Optimizing Surveillance Protocols for Hospital-Acquired Infections: Case of MRSA

Scanning electron micrograph of a human neutrophil ingesting MRSA

Scanning electron micrograph of a human neutrophil ingesting MRSA (Source: National Institutes of Health (NIH))

MRSA (Methicillin-resistant Staphylococcus aureus) is an antibiotic-resistant bacterial infection. Every year, around 20,000 new MRSA cases are observed in Canada, mostly in hospitals.  Due to its antibiotic resistance, MRSA is a very difficult and expensive disease to treat. An MRSA outbreak in a hospital may render a significant portion of the hospital’s room and lab capacity useless during quarantine and sanitization processes.
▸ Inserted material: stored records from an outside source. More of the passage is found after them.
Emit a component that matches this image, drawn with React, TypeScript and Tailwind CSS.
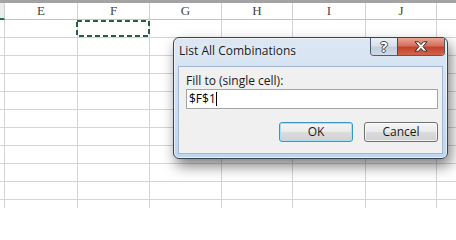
import React from "react";

const cols = [
  { w: "w-[5px]", label: "" },
  { w: "w-[73px]", label: "E" },
  { w: "w-[72px]", label: "F" },
  { w: "w-[72px]", label: "G" },
  { w: "w-[71px]", label: "H" },
  { w: "w-[73px]", label: "I" },
  { w: "w-[71px]", label: "J" },
  { w: "flex-1", label: "" },
];

const rows = Array.from({ length: 11 }, (_, i) => i);

function Sheet() {
  return (
    <div className="flex flex-col w-[456px] h-[208px] bg-white overflow-hidden">
      <div className="h-[3px] shrink-0 bg-[#a3a3a3]" />
      <div className="flex h-[17px] shrink-0">
        {cols.map((c, i) => (
          <div
            key={i}
            className={`${c.w} shrink-0 h-full ${i === 0 ? "border-b-2 border-b-[#217346] bg-[#ececec]" : "border-b border-b-[#c2c2c2]"} ${i < cols.length - 1 ? "border-r border-r-[#d0d0d0]" : ""} flex items-center justify-center text-[13px] leading-[16px] text-[#444] font-['Liberation_Serif',serif]`}
          >
            {c.label}
          </div>
        ))}
      </div>
      {rows.map((r) => (
        <div key={r} className="flex h-[18px] shrink-0 border-b border-b-[#d4d4d4]">
          {cols.map((c, i) => (
            <div
              key={i}
              className={`${c.w} shrink-0 h-full relative ${i < cols.length - 1 ? "border-r border-r-[#d4d4d4]" : ""}`}
            >
              {r === 0 && i === 2 && (
                <svg className="absolute left-[-2px] top-0 w-[74px] h-[17px]" viewBox="0 0 74 17">
                  <rect x="1" y="1" width="72" height="15" fill="none" stroke="#22643c" strokeWidth="2" strokeDasharray="5 3" />
                </svg>
              )}
            </div>
          ))}
        </div>
      ))}
    </div>
  );
}

function Dialog() {
  return (
    <div className="absolute left-[173px] top-[37px] w-[275px] h-[122px] rounded-[6px] border border-[#37444f] bg-[linear-gradient(to_bottom,#dde7f2_0%,#d1e1f2_40%,#bfd6ef_100%)] shadow-[3px_7px_14px_rgba(0,0,0,0.5),inset_0_0_0_1px_rgba(255,255,255,0.6)] flex flex-col font-['Open_Sans',sans-serif]">
      <div className="h-[28px] shrink-0 pl-[5px] pt-[5px] text-[12px] leading-[16px] text-[#1a1a1a] [text-shadow:0_0_6px_rgba(255,255,255,0.95)]">
        List All Combinations
      </div>
      <div className="absolute top-0 right-[2px] flex h-[18px] border border-t-0 border-[#4f5d6c] rounded-b-[4px] overflow-hidden">
        <div className="w-[26px] h-full flex items-center justify-center bg-[linear-gradient(to_bottom,#e9eff5_0%,#d8e1eb_45%,#c2cfdd_55%,#cfdae6_100%)] text-white text-[14px] font-bold leading-none [text-shadow:1px_0_#3d4753,-1px_0_#3d4753,0_1px_#3d4753,0_-1px_#3d4753]">
          ?
        </div>
        <div className="w-[47px] h-full flex items-center justify-center border-l border-l-[#5a4540] bg-[linear-gradient(to_bottom,#e8a795_0%,#d6705c_45%,#c2432c_56%,#d3654d_100%)]">
          <svg width="14" height="11" viewBox="0 0 14 11">
            <polygon
              points="1,0.8 4.6,0.8 7,3.6 9.4,0.8 13,0.8 9,5.5 13,10.2 9.4,10.2 7,7.4 4.6,10.2 1,10.2 5,5.5"
              fill="#ffffff"
              stroke="#3b2a26"
              strokeWidth="1"
              strokeLinejoin="round"
            />
          </svg>
        </div>
      </div>
      <div className="flex-1 mx-[4px] mb-[4px] bg-[#f0f0f0] border border-[#a3b8d0] pl-[7px] pr-[4px] pt-[6px] flex flex-col">
        <div className="text-[12px] leading-[16px] text-[#1a1a1a]">Fill to (single cell):</div>
        <div className="h-[20px] w-full bg-white border border-[#a4a4a4] flex items-center pl-[2px] text-[12px] leading-[16px] text-black">
          <span>$F$1</span>
          <span className="inline-block w-px h-[14px] bg-black" />
        </div>
        <div className="mt-[13px] flex justify-end gap-[11px]">
          <button className="w-[74px] h-[20px] rounded-[3px] border border-[#3c95c4] shadow-[inset_0_0_0_1px_#a9e0f6] bg-[linear-gradient(to_bottom,#f4f4f4_0%,#ebebeb_48%,#dcdcdc_52%,#d0d0d0_100%)] text-[12px] leading-[16px] text-[#1a1a1a]">
            OK
          </button>
          <button className="w-[74px] h-[20px] rounded-[3px] border border-[#707070] shadow-[inset_0_0_0_1px_rgba(255,255,255,0.7)] bg-[linear-gradient(to_bottom,#f4f4f4_0%,#ebebeb_48%,#dcdcdc_52%,#d0d0d0_100%)] text-[12px] leading-[16px] text-[#1a1a1a]">
            Cancel
          </button>
        </div>
      </div>
    </div>
  );
}

export default function App() {
  return (
    <div className="relative w-[456px] h-[208px] overflow-hidden bg-white">
      <Sheet />
      <Dialog />
    </div>
  );
}
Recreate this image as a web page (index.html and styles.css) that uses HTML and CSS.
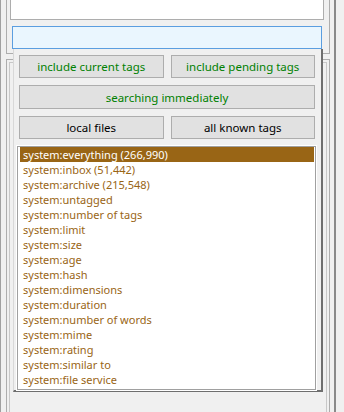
FILE: index.html
```html
<!DOCTYPE html>
<html>
<head>
<meta charset="utf-8">
<link rel="stylesheet" href="styles.css">
</head>
<body>
<div class="window">
  <div class="col">
    <div class="top-box">
      <div class="white-panel"></div>
      <div class="search-input"></div>
    </div>
    <div class="bottom-box">
      <div class="bottom-inner"></div>
    </div>
  </div>
  <div class="popup">
    <div class="btn-row">
      <div class="btn green">include current tags</div>
      <div class="btn green">include pending tags</div>
    </div>
    <div class="btn green">searching immediately</div>
    <div class="btn-row">
      <div class="btn">local files</div>
      <div class="btn">all known tags</div>
    </div>
    <div class="listbox">
      <div class="item selected">system:everything (266,990)</div>
      <div class="item">system:inbox (51,442)</div>
      <div class="item">system:archive (215,548)</div>
      <div class="item">system:untagged</div>
      <div class="item">system:number of tags</div>
      <div class="item">system:limit</div>
      <div class="item">system:size</div>
      <div class="item">system:age</div>
      <div class="item">system:hash</div>
      <div class="item">system:dimensions</div>
      <div class="item">system:duration</div>
      <div class="item">system:number of words</div>
      <div class="item">system:mime</div>
      <div class="item">system:rating</div>
      <div class="item">system:similar to</div>
      <div class="item">system:file service</div>
    </div>
  </div>
</div>
</body>
</html>
```
FILE: styles.css
```css
html, body {
  margin: 0;
  padding: 0;
  background: #f0f0f0;
  width: 344px;
  height: 412px;
  overflow: hidden;
  font-family: "Noto Sans", "Open Sans", sans-serif;
  font-size: 11px;
}
.window {
  position: relative;
  width: 336px;
  height: 412px;
  border-left: 1px solid #a0a0a0;
  border-right: 2px solid #8a8a8a;
  box-sizing: border-box;
  padding-left: 5px;
}
.col {
  display: flex;
  flex-direction: column;
  gap: 5px;
  width: 324px;
}
.top-box {
  height: 54px;
  border: 1px solid #adadad;
  border-top: none;
  box-sizing: border-box;
  padding: 0 5px 0 3px;
  display: flex;
  flex-direction: column;
}
.white-panel {
  height: 20px;
  background: #fff;
  border: 1px solid #adadad;
  border-top: none;
  box-sizing: border-box;
}
.search-input {
  margin: 6px 0 0 2px;
  width: 310px;
  height: 23px;
  box-sizing: border-box;
  border: 1px solid #5b9ee0;
  background: #eaf6fe;
}
.bottom-box {
  height: 360px;
  border: 1px solid #adadad;
  box-sizing: border-box;
  padding: 2px;
}
.bottom-inner {
  height: 100%;
  border: 1px solid #c8c8c8;
  box-sizing: border-box;
}
.popup {
  position: absolute;
  left: 12px;
  top: 49px;
  width: 310px;
  height: 343px;
  box-sizing: border-box;
  background: #f0f0f0;
  border-left: 1px solid #d8d8d8;
  border-right: 2px solid #6e6e6e;
  border-bottom: 2px solid #6e6e6e;
  padding: 6px 5px 0 3px;
  display: flex;
  flex-direction: column;
  gap: 7px;
}
.btn-row {
  display: flex;
  gap: 7px;
  margin-left: 2px;
  margin-right: 1px;
}
.popup > .btn {
  margin-left: 2px;
  margin-right: 1px;
}
.btn {
  flex: 1;
  height: 23px;
  box-sizing: border-box;
  border: 1px solid #adadad;
  background: #e1e1e1;
  color: #000;
  display: flex;
  align-items: center;
  justify-content: center;
  line-height: 15px;
  font-size: 11.5px;
}
.btn.green {
  color: #008000;
}
.listbox {
  height: 244px;
  box-sizing: border-box;
  border: 1px solid #a0a0a0;
  background: #fff;
  padding: 0 1px 0 2px;
  outline: 1px solid #fff;
}
.item {
  height: 15px;
  line-height: 15px;
  padding-left: 3px;
  color: #996515;
  white-space: nowrap;
}
.item.selected {
  background: #996515;
  color: #fff;
}
```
Roommates of nosocomial methicillin-resistant Staphylococcus aureus (MRSA) cases have a high risk of MRSA acquisition, e.g., around 8%. Therefore, infection prevention and control guidelines recommend that these individuals be isolated and undergo surveillance testing, and around 80% of Ontario Canadian hospitals employ some form of MRSA surveillance practices for the exposed roommates. However, practices vary and the optimal surveillance testing and isolation strategies are unknown. 

We develop a stochastic dynamic programming model to optimize testing and isolation decisions for the contacts of index MRSA cases in hospitals to minimize the loss of quality-adjusted life years and the number of MRSA colonizations. Our model provides a novel framework that formulates the problem as a Markov decision process, capturing the partial observability of patients’ health states by keeping sufficient information within the model state and dynamically incorporating new test results, thereby overcoming the curse of dimensionality associated with partially observable Markov decision processes. We optimally solve the model using clinical data from a Canadian community hospital and conduct sensitivity analyses on key parameters, including disutility values and disease parameters. 

We computationally analyze the structure of the optimal testing decisions, which recommend varying the frequency and timing of tests based on initial test results and room configurations. In some cases, optimal testing protocols may delay testing to improve test sensitivities due to the increasing bacterial load. However, in case of aggressive disease transmission, earlier testing may become optimal to detect colonized roommates early and prevent transmissions in isolation. Optimal testing decisions offer valuable insight for policymakers in improving health outcomes while reducing associated costs compared to current guidelines and practices. Optimal testing decisions reduce the loss of quality-adjusted life years by 18.9%, MRSA colonizations by 3.4%, and total costs by 36. 3% compared to the guidelines in the base case. In addition, we compare the performances of various practical MRSA testing protocols using the proposed modeling framework and determine those with close-to-optimal performance while balancing clinical efficacy and cost-effectiveness. The proposed modeling framework can be applied to other healthcare-associated infections and infectious diseases.